社長メッセージ | 東レ株式会社 代表取締役社長 大矢 光雄 社長メッセージ | 東レ株式会社 代表取締役社長 大矢 光雄

 株主の皆様には、平素から格別のご支援を賜り厚くお礼申し上げます。

 2023年度の世界経済は、米国は堅調でしたが、欧州は低迷、中国が鈍化したこと等から回復に力強さを欠きました。国内経済については、緩やかな回復の動きが続いていますが、世界景気の先行き不透明感や半導体市場の調整長期化が下押し圧力となりました。

 このような事業環境の中で、当社グループは「持続的かつ健全な成長」を掲げ、2023年度からは「持続的な成長の実現」「価値創出力強化」「競争力強化」「『人を基本とする経営』の深化」「リスクマネジメントとグループガバナンスの強化」の5つを基本戦略とした中期経営課題“プロジェクト AP-G 2025”を推進しています。

 以上の結果、当社グループの連結業績は、売上収益は前期比1.0%減の2兆4,646億円、事業利益は同6.9%増の1,026億円となりました。
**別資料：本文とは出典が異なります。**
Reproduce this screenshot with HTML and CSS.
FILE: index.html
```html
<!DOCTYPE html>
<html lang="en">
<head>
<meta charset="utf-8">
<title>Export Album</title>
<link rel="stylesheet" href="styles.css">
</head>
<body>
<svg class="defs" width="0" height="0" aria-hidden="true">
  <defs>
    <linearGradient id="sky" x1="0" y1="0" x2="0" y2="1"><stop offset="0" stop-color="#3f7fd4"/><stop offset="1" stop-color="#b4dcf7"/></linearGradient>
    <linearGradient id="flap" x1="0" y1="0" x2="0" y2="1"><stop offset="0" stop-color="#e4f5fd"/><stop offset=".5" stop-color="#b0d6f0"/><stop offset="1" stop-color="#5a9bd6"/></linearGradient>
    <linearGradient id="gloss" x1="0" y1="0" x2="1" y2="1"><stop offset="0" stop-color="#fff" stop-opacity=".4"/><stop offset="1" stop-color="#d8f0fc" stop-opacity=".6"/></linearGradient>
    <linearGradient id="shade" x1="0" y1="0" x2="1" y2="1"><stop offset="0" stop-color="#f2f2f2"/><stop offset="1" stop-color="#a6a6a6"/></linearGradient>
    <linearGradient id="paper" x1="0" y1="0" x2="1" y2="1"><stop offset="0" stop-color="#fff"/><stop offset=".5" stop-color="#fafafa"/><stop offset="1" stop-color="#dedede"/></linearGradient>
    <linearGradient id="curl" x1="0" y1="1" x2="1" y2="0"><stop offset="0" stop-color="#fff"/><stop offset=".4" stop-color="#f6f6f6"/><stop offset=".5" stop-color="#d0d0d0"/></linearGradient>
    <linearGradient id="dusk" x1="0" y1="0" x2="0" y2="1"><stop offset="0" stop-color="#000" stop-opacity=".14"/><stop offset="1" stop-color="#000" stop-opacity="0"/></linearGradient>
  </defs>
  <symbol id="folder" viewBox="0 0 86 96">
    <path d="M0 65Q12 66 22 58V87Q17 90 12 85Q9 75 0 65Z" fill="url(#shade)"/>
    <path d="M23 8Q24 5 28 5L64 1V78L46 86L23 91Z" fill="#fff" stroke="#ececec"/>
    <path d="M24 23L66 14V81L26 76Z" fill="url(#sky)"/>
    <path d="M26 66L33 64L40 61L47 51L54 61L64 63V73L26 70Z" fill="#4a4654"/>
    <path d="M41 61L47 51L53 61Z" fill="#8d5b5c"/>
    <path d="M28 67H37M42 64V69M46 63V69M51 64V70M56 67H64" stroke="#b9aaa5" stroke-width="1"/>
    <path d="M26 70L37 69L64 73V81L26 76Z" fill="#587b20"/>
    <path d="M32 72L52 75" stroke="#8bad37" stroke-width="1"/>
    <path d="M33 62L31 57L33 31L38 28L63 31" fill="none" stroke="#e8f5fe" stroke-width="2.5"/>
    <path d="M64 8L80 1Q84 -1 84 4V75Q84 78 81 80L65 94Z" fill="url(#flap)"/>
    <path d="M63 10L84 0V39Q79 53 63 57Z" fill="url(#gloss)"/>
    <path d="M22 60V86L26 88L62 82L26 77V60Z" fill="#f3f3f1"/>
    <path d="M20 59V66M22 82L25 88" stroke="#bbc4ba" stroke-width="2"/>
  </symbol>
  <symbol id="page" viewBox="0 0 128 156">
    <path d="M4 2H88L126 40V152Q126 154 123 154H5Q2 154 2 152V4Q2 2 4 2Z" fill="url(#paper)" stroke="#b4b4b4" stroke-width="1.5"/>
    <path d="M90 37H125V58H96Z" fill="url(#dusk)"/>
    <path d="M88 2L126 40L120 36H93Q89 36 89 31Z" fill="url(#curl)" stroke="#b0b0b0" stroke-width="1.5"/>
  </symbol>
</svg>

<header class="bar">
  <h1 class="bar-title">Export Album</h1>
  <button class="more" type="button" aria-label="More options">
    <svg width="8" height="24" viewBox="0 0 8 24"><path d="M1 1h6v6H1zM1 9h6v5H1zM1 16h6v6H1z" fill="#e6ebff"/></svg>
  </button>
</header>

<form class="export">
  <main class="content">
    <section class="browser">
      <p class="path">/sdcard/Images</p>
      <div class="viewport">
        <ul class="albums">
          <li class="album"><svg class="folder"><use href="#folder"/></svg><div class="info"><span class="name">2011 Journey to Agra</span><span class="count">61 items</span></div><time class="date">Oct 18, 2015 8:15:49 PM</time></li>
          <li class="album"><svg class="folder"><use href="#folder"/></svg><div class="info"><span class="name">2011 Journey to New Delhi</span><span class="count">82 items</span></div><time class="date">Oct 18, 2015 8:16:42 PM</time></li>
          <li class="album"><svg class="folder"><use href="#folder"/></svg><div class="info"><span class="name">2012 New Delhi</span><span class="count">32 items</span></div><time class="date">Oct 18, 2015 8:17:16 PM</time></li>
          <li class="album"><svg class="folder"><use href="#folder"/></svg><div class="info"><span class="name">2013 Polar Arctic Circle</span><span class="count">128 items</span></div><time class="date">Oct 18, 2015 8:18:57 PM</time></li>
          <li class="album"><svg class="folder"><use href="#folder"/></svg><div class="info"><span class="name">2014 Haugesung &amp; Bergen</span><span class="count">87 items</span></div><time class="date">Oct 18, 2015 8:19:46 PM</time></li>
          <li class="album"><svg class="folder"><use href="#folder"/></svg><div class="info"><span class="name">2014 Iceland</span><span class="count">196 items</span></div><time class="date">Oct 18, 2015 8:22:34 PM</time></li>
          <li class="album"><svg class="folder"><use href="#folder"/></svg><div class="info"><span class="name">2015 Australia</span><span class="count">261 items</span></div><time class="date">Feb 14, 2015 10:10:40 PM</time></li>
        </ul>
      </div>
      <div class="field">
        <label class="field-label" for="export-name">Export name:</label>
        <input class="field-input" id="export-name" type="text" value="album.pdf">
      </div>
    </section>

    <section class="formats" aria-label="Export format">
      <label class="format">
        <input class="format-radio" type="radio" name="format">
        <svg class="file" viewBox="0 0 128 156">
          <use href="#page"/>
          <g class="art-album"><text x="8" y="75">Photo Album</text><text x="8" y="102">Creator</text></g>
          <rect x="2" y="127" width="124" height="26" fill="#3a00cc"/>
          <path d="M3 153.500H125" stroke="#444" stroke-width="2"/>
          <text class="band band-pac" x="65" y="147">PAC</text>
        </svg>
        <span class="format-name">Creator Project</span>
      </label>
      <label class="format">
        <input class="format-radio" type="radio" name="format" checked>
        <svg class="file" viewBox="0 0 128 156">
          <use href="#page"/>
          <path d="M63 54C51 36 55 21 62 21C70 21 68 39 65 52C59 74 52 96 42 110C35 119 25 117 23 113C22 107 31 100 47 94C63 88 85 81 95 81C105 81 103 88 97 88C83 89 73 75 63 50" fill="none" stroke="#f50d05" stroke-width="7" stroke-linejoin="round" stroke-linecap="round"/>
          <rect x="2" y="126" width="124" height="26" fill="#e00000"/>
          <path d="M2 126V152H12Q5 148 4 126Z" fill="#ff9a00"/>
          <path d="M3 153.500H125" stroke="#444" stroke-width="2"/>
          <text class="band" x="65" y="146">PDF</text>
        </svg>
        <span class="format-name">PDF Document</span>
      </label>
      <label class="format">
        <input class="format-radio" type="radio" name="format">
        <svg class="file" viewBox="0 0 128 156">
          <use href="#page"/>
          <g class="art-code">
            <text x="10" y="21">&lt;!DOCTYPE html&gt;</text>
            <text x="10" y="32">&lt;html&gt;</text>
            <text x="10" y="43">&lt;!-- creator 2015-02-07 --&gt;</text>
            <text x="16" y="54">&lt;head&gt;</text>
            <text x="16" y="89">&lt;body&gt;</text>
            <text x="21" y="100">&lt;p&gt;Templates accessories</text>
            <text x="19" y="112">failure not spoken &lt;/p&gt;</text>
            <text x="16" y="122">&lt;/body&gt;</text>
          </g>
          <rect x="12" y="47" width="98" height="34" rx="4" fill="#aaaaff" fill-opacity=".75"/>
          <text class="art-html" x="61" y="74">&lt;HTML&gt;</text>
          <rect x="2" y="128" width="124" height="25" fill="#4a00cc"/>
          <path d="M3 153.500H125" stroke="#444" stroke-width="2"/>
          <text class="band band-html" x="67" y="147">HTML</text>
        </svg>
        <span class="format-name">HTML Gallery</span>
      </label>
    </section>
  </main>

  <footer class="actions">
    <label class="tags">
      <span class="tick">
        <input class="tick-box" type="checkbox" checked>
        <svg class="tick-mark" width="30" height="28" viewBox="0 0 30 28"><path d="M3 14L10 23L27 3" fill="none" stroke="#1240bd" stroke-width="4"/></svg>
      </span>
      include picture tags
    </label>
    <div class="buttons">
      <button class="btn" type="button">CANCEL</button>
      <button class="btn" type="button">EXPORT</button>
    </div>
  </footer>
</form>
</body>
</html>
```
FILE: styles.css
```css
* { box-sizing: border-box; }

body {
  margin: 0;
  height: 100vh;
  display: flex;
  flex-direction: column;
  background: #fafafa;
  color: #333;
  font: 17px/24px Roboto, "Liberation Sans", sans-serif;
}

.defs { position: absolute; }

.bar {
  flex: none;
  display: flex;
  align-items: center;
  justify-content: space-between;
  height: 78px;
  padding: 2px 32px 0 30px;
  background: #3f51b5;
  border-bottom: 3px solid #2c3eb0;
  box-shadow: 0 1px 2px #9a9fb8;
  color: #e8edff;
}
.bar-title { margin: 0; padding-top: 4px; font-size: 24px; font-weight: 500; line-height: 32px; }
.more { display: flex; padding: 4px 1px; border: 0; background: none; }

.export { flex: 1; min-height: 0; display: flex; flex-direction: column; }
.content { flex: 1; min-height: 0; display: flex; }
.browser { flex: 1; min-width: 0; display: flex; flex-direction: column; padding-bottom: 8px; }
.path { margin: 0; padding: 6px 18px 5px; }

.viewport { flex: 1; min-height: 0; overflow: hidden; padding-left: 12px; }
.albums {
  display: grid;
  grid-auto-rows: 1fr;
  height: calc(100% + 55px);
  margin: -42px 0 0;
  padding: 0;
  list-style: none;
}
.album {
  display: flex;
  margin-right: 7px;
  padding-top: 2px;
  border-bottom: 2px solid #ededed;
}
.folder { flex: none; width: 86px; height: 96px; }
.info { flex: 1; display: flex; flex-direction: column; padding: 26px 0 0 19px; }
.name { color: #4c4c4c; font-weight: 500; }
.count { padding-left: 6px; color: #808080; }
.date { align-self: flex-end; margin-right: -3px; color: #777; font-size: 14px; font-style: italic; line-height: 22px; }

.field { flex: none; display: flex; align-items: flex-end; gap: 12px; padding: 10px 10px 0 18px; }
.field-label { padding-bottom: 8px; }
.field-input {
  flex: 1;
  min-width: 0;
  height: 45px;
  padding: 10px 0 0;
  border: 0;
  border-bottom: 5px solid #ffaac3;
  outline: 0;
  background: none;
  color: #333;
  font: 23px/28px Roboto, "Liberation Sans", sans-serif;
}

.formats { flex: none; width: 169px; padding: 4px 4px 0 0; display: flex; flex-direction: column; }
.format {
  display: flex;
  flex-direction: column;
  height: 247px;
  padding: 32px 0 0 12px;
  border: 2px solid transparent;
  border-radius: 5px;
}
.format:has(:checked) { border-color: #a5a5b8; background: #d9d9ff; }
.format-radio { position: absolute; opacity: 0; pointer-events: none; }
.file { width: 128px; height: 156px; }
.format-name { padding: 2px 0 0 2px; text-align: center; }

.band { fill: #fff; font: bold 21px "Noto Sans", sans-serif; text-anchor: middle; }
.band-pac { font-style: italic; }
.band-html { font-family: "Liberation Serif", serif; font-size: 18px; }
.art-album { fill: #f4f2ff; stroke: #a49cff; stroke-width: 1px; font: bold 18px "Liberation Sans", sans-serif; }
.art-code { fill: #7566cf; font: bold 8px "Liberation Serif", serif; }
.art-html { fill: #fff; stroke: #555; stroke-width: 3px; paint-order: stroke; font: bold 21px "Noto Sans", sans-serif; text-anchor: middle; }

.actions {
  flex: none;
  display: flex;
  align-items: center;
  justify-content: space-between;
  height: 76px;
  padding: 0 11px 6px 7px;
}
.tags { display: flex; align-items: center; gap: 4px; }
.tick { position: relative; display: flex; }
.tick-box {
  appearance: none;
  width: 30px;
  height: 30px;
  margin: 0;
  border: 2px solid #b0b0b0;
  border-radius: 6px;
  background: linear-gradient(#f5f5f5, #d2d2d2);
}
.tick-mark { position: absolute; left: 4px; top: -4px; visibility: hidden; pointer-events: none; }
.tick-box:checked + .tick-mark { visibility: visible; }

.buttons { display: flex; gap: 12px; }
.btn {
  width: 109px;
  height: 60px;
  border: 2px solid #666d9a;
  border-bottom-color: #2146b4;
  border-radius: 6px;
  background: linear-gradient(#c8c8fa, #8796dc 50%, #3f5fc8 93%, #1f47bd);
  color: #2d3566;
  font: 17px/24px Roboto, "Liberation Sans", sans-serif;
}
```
また、炭素繊維複合材料事業において、風力発電翼用途の需要低迷に伴い減損損失を計上したこと等から、営業利益は同47.1%減の577億円、親会社の所有者に帰属する当期利益は同69.9%減の219億円となりました。この業績を踏まえ、期末配当金につきましては、1株当たり9円とさせていただきました。これにより、中間配当金9円を加えた年間配当金は、1株当たり18円となりました。
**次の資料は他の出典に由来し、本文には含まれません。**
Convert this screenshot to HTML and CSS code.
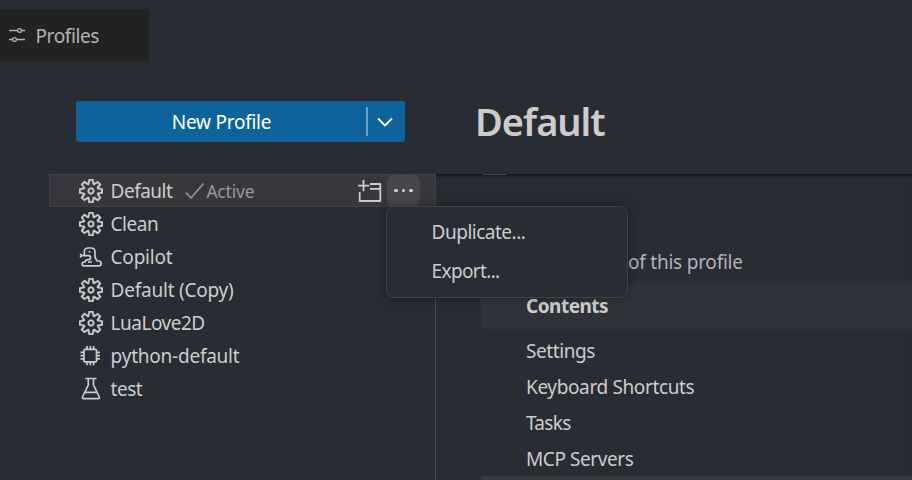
FILE: index.html
```
<!DOCTYPE html>
<html lang="en">
<head>
<meta charset="utf-8">
<title>Profiles</title>
<link rel="stylesheet" href="styles.css">
</head>
<body>
<svg class="defs" aria-hidden="true">
  <symbol id="gear" viewBox="1 1 14 14"><path fill="currentColor" stroke="currentColor" stroke-width=".15" fill-rule="evenodd" d="M9.1 4.4L8.6 2H7.4l-.5 2.4-.7.3-2-1.3-.9.8 1.3 2-.2.7-2.4.5v1.2l2.4.5.3.8-1.3 2 .8.8 2-1.3.8.3.4 2.3h1.2l.5-2.4.8-.3 2 1.3.8-.8-1.3-2 .3-.8 2.3-.4V7.4l-2.4-.5-.3-.8 1.3-2-.8-.8-2 1.3-.7-.2zM9.4 1l.5 2.4L12 2.1l2 2-1.4 2.1 2.4.4v2.8l-2.4.5L14 12l-2 2-2.1-1.4-.5 2.4H6.6l-.5-2.4L4 13.9l-2-2 1.4-2.1L1 9.4V6.6l2.4-.5L2.1 4l2-2 2.1 1.4.4-2.4h2.8zm.6 7c0 1.1-.9 2-2 2s-2-.9-2-2 .9-2 2-2 2 .9 2 2zM8 9c.6 0 1-.4 1-1s-.4-1-1-1-1 .4-1 1 .4 1 1 1z"/></symbol>
</svg>
<header class="tabs">
  <div class="tab">
    <svg class="tab-icon" viewBox="0 0 16 14"><path d="M0 2.5h8.5M12.5 2.5H16M0 11.5h3.5M7.5 11.5H16"/><circle cx="10.5" cy="2.5" r="1.9"/><circle cx="5.5" cy="11.5" r="1.9"/></svg>
    <span class="tab-label">Profiles</span>
  </div>
</header>
<main class="editor">
  <aside class="sidebar">
    <div class="new-profile">
      <span class="new-label">New Profile</span>
      <span class="new-drop"><svg class="chevron" viewBox="0 0 16 10"><path d="M1 1.5l7 7 7-7"/></svg></span>
    </div>
    <ul class="profiles">
      <li class="profile selected">
        <svg class="icon"><use href="#gear"/></svg><span class="name">Default</span>
        <svg class="check" viewBox="0 0 20 18"><path d="M1 10.5l5 5.5L18.5 1.5"/></svg><span class="active">Active</span>
        <svg class="window" viewBox="0 0 24 24"><path d="M0 6.7h11.3M5.5 1v11.3M1.7 13v9H22.3V5H12M12 9.8h10"/></svg>
        <span class="more"><i></i><i></i><i></i></span>
      </li>
      <li class="profile"><svg class="icon"><use href="#gear"/></svg><span class="name">Clean</span></li>
      <li class="profile"><svg class="icon line" viewBox="0 0 24 24"><path d="M1 9l2 1.7M1 12.4l2-1.7h2.3M5.3 10.7V7q0-4 4-4h2.7q4 0 4 4v4q0 2.5 2.2 5h1.5q2.4 0 2.4 2.4T19.700 20.800H5q-1.900 0-1.900-1.900T5 17h1q.5-2.300 3-2.300h.7q1.800 0 1.800-2t-1.800-2H5.300M9 17h4"/><circle class="dot" cx="10.500" cy="6.700" r="1"/></svg><span class="name wide">Copilot</span></li>
      <li class="profile"><svg class="icon"><use href="#gear"/></svg><span class="name wide">Default (Copy)</span></li>
      <li class="profile"><svg class="icon"><use href="#gear"/></svg><span class="name">LuaLove2D</span></li>
      <li class="profile"><svg class="icon line" viewBox="0 0 24 24"><rect x="5" y="5.3" width="12.5" height="12.5" rx="1"/><path d="M8 2v3.3M11.3 2v3.3M14.6 2v3.3M8 17.8v3.5M11.3 17.8v3.5M14.6 17.8v3.5M1.5 8.3H5M1.5 11.6H5M1.5 14.9H5M17.5 8.3H21M17.5 11.6H21M17.5 14.9H21"/></svg><span class="name wide">python-default</span></li>
      <li class="profile"><svg class="icon line" viewBox="0 0 24 24"><path d="M6.3 1.5h11.2M9.3 1.5V8L3.5 20c-.3.8 0 1.6 1 1.6h14.8c1 0 1.3-.8 1-1.6L14.5 8V1.5M6 15.3h12"/></svg><span class="name">test</span></li>
    </ul>
  </aside>
  <section class="details">
    <h1 class="title">Default</h1>
    <div class="scroll">
      <div class="clipped"></div>
      <p class="hint">of this profile</p>
      <div class="contents">
        <div class="contents-head">Contents</div>
        <div class="item">Settings</div>
        <div class="item keys">Keyboard Shortcuts</div>
        <div class="item tasks">Tasks</div>
        <div class="item">MCP Servers</div>
        <div class="next-row"></div>
      </div>
    </div>
  </section>
</main>
<div class="menu">
  <div class="menu-item">Duplicate...</div>
  <div class="menu-item export">Export...</div>
</div>
</body>
</html>
```
FILE: styles.css
```
* { box-sizing: border-box; }
body {
  margin: 0;
  width: 912px;
  height: 480px;
  overflow: hidden;
  background: #282c34;
  color: #cccccc;
  font: 19px/33px "Noto Sans", "Open Sans", sans-serif;
  letter-spacing: -0.5px;
  white-space: nowrap;
}
svg { flex: none; fill: none; stroke-linejoin: round; }
.defs { display: none; }
.tabs { height: 61px; padding-top: 9px; }
.tab {
  display: flex;
  align-items: center;
  width: 149px;
  height: 52px;
  padding-left: 9px;
  background: #222222;
  color: #b2b2b2;
}
.tab-icon { width: 16px; height: 14px; margin-right: 10.5px; stroke: currentColor; stroke-width: 1.3; }
.tab-label { padding-top: 2px; letter-spacing: -0.4px; }
.editor { display: grid; grid-template-columns: 436px 1fr; height: 419px; }
.sidebar { padding: 40px 0 0 49px; }
.new-profile {
  display: flex;
  width: 329px;
  height: 41px;
  margin: 0 0 32px 27px;
  border-radius: 3px;
  background: #0e639c;
  color: #ffffff;
  line-height: 43px;
}
.new-label { flex: 1; padding-left: 1px; text-align: center; letter-spacing: -0.25px; }
.new-drop {
  display: flex;
  align-items: center;
  justify-content: center;
  width: 39px;
  height: 29px;
  margin-top: 6px;
  padding-right: 3px;
  border-left: 2px solid #6ea1c4;
}
.chevron { width: 16px; height: 10px; stroke: #ffffff; stroke-width: 1.8; }
.profiles { height: 306px; margin: 0; padding: 0; border-right: 1px solid #48494e; list-style: none; }
.profile { display: flex; align-items: center; height: 33px; padding-left: 30px; }
.selected { margin-right: -1px; padding-left: 29px; border: 1px solid #434140; background: #38373c; }
.icon { width: 24px; height: 24px; margin-right: 7.6px; }
.name, .active { padding-top: 2px; }
.wide { letter-spacing: -0.23px; }
.line { stroke: #cccccc; stroke-width: 1.7; }
.dot { fill: #cccccc; stroke: none; }
.check { width: 20px; height: 18px; margin-left: 13px; stroke: #999999; stroke-width: 1.6; }
.active { width: 50px; margin-left: 1px; color: #999999; font-size: 17.5px; letter-spacing: -0.2px; }
.window { width: 24px; height: 24px; margin-left: 101.4px; stroke: #cccccc; stroke-width: 1.8; }
.more {
  display: flex;
  align-items: center;
  justify-content: center;
  gap: 4px;
  width: 33px;
  height: 32px;
  margin-left: 5px;
  border-radius: 7px;
  background: #46474c;
}
.more i { width: 3.5px; height: 3.5px; border-radius: 50%; background: #d4d4d4; }
.title {
  height: 113px;
  margin: 0;
  padding: 34px 0 0 39px;
  font-size: 38px;
  font-weight: 600;
  line-height: 52px;
  letter-spacing: -1px;
}
.scroll { height: 306px; box-shadow: inset 0 4px 3px -2px #15171b; }
.clipped { width: 24px; height: 1px; margin-left: 47px; background: #45464a; }
.hint { margin: 71px 0 0 192px; color: #b3b3b3; letter-spacing: -0.23px; }
.contents { margin: 4px 0 0 45px; }
.contents-head { height: 46px; margin-bottom: 4px; padding-left: 45px; background: #2f323a; font-weight: 700; line-height: 46px; }
.item { height: 36px; padding-left: 45px; line-height: 36px; letter-spacing: -0.42px; }
.keys { letter-spacing: -0.37px; }
.tasks { letter-spacing: -0.7px; }
.next-row { height: 8px; margin-top: -1px; background: #38373c; }
.menu {
  position: absolute;
  left: 386px;
  top: 206px;
  width: 242px;
  height: 92px;
  padding: 6px 0 0 44.6px;
  border: 1px solid #43423f;
  border-radius: 8px;
  background: #282c34;
  box-shadow: 0 0 10px rgba(0, 0, 0, 0.36);
}
.menu-item { height: 39px; line-height: 39px; }
.export { letter-spacing: -0.65px; }
```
 また、今回新たに政策保有株式の縮減と、その売却代金を自己株式取得に充当する方針を決定しました。中期経営課題“プロジェクト AP-G 2025”で掲げた目標達成に向け、資本効率の改善を加速するため、2024年度から2026年度の3年間で50%、現在の時価で約1,000億円相当の政策保有株式を削減します。売却代金は、全額を株主還元として自己株式取得に充当します。

 今後、世界経済は、欧米での高金利による個人消費や設備投資の意欲低下、中国経済の足踏みにより、回復ペースは緩やかなものに留まると見られます。国内経済は緩やかな回復が見込まれます。ただし、中国での不動産不況の長期化、欧米での利下げ開始時期の遅れによる消費減速、中東情勢の緊迫化、日銀の金融政策変更や為替変動等が内外経済の下振れ材料として挙げられます。

 このような状況の下、当社グループは、中期経営課題“プロジェクト AP-G 2025”の基本戦略を推進し、不確実性に備えた事業運営を実行してまいります。

 株主の皆様におかれましては、今後とも一層のご理解を賜りますようお願い申し上げます。